Apple Takes Bite From Data Security False Ad Suit

Advertising Law

Apple scored a victory in a data security suit when a California federal court judge denied a plaintiff’s motion to certify a class of consumers asserting false advertising claims.

Marc Opperman alleged that Apple deceived consumers by touting the security of iPhones and other devices (with statements such as “We have created strong privacy protections for our customers,” “Privacy and trust are vitally important” and “Protecting customer privacy is a key feature of all App Store transactions”), while simultaneously permitting apps to download users’ contact data without their consent. The plaintiff sought to certify a class of consumers who purchased the various devices over a four-year period.

But U.S. District Court Judge Jon S. Tigar disagreed with Opperman that Apple conducted a “pervasive” marketing campaign promoting its data security, and concluded that he failed to establish the required element of predominance under Federal Rule of Civil Procedure 23(b)(3).

The court could not confidently say that the putative class members were actually exposed to the same common alleged misrepresentations, and the plaintiff “failed to demonstrate that Apple’s privacy-related marketing was sufficiently extensive to support an inference of class-wide exposure.”

“[W]hile class members may have been exposed to Apple’s advertising generally, Plaintiffs have not shown that class members saw, heard, or relied upon representations about the specific security features … at issue in the case,” Judge Tigar wrote. “The Court agrees with Apple that with regard to privacy … Plaintiffs ‘offer virtually nothing as far as true Apple advertising (e.g., specific television spots, internet display advertising, print advertising, etc.)’ and ‘provide no evidence of consumer reach with such advertising (e.g., broadcast frequency, audience measurement, publication circulation, or number of impressions).’”

Instead, the plaintiff offered just “a handful of statements per year, contained in ‘buzz marketing’ materials, press releases, statements in investor calls, and similar materials,” the court said.

The court also found that the plaintiff was unable to adequately define damages for the class members.
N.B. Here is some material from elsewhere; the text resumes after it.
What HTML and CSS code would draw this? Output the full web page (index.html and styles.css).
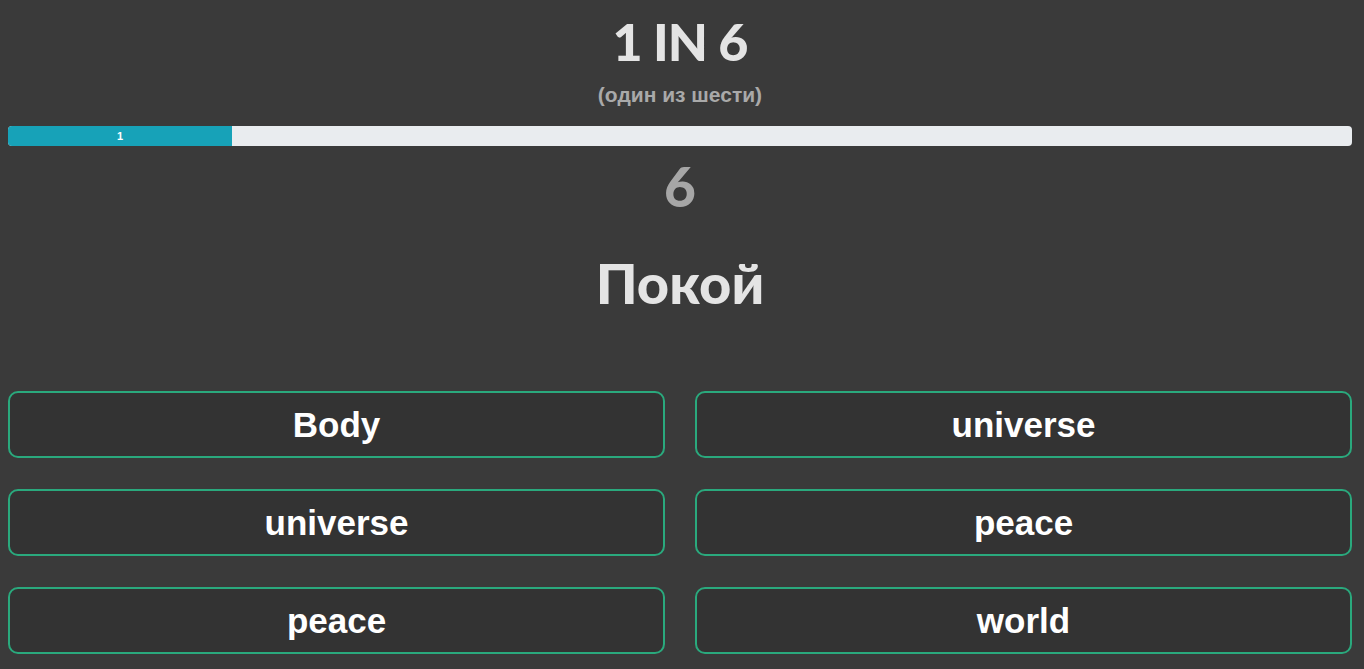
FILE: index.html
```html
<!DOCTYPE html>
<html lang="ru">
<head>
<meta charset="utf-8">
<title>1 in 6</title>
<link rel="stylesheet" href="styles.css">
</head>
<body>
<header class="head">
  <h1 class="title">1 IN 6</h1>
  <p class="subtitle">(один из шести)</p>
</header>
<div class="progress">
  <div class="progress-bar" style="width: 16.67%">1</div>
</div>
<div class="count">6</div>
<h2 class="word">Покой</h2>
<div class="answers">
  <button class="answer">Body</button>
  <button class="answer">universe</button>
  <button class="answer">universe</button>
  <button class="answer">peace</button>
  <button class="answer">peace</button>
  <button class="answer">world</button>
</div>
</body>
</html>
```

FILE: styles.css
```css
html, body {
  background: #3a3a3a;
}
body {
  margin: 8px 12px 8px 8px;
  font-family: "Liberation Sans", Arial, sans-serif;
  color: #e6e6e6;
}
.head {
  text-align: center;
}
.title {
  margin: 0;
  padding-top: 5px;
  font-family: Lato, "Liberation Sans", sans-serif;
  font-weight: 900;
  font-size: 52px;
  line-height: 56px;
  letter-spacing: -1px;
  color: #e4e4e4;
}
.subtitle {
  margin: 14px 0 0;
  font-size: 21px;
  line-height: 24px;
  font-weight: bold;
  color: #a9a9a9;
}
.progress {
  margin-top: 19px;
  height: 20px;
  background: #e9ecef;
  border-radius: 4px;
  overflow: hidden;
  display: flex;
}
.progress-bar {
  background: #17a2b8;
  color: #fff;
  font-size: 11px;
  font-weight: bold;
  display: flex;
  align-items: center;
  justify-content: center;
}
.count {
  margin-top: 10px;
  text-align: center;
  font-family: Lato, "Liberation Sans", sans-serif;
  font-weight: 900;
  font-size: 55px;
  line-height: 60px;
  color: #a6a6a6;
}
.word {
  margin: 37px 0 0;
  text-align: center;
  font-family: Lato, "Liberation Sans", sans-serif;
  font-weight: 900;
  font-size: 56px;
  line-height: 60px;
  color: #e4e4e4;
}
.answers {
  margin-top: 78px;
  display: grid;
  grid-template-columns: 1fr 1fr;
  column-gap: 30px;
  row-gap: 31px;
}
.answer {
  height: 67px;
  background: #333333;
  border: 2px solid #2aa97d;
  border-radius: 10px;
  color: #ffffff;
  font-family: "Liberation Sans", Arial, sans-serif;
  font-weight: bold;
  font-size: 35px;
  padding: 0;
}
```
Opperman proposed conducting conjoint analysis surveys to calculate the market value of the security features Apple promised and the sums that would provide restitution to class members.
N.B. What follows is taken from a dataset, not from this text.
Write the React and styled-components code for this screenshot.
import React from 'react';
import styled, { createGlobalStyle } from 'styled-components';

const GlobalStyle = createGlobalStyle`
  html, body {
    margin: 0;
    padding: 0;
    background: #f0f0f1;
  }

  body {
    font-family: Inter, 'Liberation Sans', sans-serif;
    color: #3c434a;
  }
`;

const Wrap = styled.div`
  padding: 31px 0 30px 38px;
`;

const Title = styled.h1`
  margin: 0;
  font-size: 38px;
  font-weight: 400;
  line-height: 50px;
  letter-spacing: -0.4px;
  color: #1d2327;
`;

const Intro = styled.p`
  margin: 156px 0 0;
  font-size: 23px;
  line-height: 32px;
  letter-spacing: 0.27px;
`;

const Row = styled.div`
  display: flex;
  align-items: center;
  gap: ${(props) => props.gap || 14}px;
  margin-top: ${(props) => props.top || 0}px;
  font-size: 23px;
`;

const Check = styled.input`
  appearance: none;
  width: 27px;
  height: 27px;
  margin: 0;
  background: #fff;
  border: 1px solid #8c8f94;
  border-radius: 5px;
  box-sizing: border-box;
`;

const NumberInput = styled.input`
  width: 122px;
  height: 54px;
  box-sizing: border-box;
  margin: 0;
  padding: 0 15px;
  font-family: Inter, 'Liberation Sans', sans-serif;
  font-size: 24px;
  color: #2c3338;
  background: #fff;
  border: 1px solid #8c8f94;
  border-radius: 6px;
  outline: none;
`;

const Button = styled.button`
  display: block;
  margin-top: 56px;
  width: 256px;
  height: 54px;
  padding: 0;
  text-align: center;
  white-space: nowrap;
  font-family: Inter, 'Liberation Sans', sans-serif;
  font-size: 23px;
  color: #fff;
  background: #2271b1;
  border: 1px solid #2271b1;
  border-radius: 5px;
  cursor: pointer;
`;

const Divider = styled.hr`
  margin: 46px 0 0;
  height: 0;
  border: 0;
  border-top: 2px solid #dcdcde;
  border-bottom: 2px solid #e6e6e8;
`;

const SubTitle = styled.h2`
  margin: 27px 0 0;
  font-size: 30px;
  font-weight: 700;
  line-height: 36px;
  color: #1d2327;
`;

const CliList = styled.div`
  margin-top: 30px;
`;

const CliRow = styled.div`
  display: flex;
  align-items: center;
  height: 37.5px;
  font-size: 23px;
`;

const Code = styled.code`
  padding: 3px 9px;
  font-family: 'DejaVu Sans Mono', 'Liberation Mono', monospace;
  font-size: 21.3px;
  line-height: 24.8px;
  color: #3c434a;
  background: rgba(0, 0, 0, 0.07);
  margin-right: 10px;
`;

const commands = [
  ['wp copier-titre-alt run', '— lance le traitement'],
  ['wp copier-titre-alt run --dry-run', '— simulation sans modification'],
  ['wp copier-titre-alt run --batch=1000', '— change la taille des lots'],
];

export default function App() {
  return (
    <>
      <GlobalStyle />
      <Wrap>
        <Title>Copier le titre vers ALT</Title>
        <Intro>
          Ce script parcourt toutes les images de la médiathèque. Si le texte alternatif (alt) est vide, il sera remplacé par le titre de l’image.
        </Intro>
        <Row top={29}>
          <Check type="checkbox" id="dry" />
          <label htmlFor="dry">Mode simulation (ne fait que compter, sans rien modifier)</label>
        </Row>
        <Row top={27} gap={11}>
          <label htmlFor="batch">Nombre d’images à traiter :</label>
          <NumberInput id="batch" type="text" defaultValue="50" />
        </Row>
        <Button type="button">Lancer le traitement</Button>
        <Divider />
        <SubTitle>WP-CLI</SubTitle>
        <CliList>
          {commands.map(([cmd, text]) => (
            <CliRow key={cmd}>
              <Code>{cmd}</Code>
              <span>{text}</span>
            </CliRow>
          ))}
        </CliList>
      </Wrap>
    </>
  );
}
But the proposed survey presented several problems, the judge found, from failing to comport with the plaintiff’s theory of liability to overstating the damages awarded to the class by measuring the value of “privacy” to consumers generally and not the specific concepts at issue in the case.

Judge Tigar denied the motion for class certification for the false advertising claims.

To read the order in Opperman v. Kong Technologies, Inc., click here.

Why it matters: The decision offers a valuable lesson regarding the elements required to certify a class of consumers in a false advertising lawsuit, particularly with regard to the element of commonality and classwide exposure to the challenged ads. “It means little that an objective, reasonable consumer would have found the alleged misrepresentations material if none of the class members actually saw, read, or were otherwise exposed to those misrepresentations,” the court noted.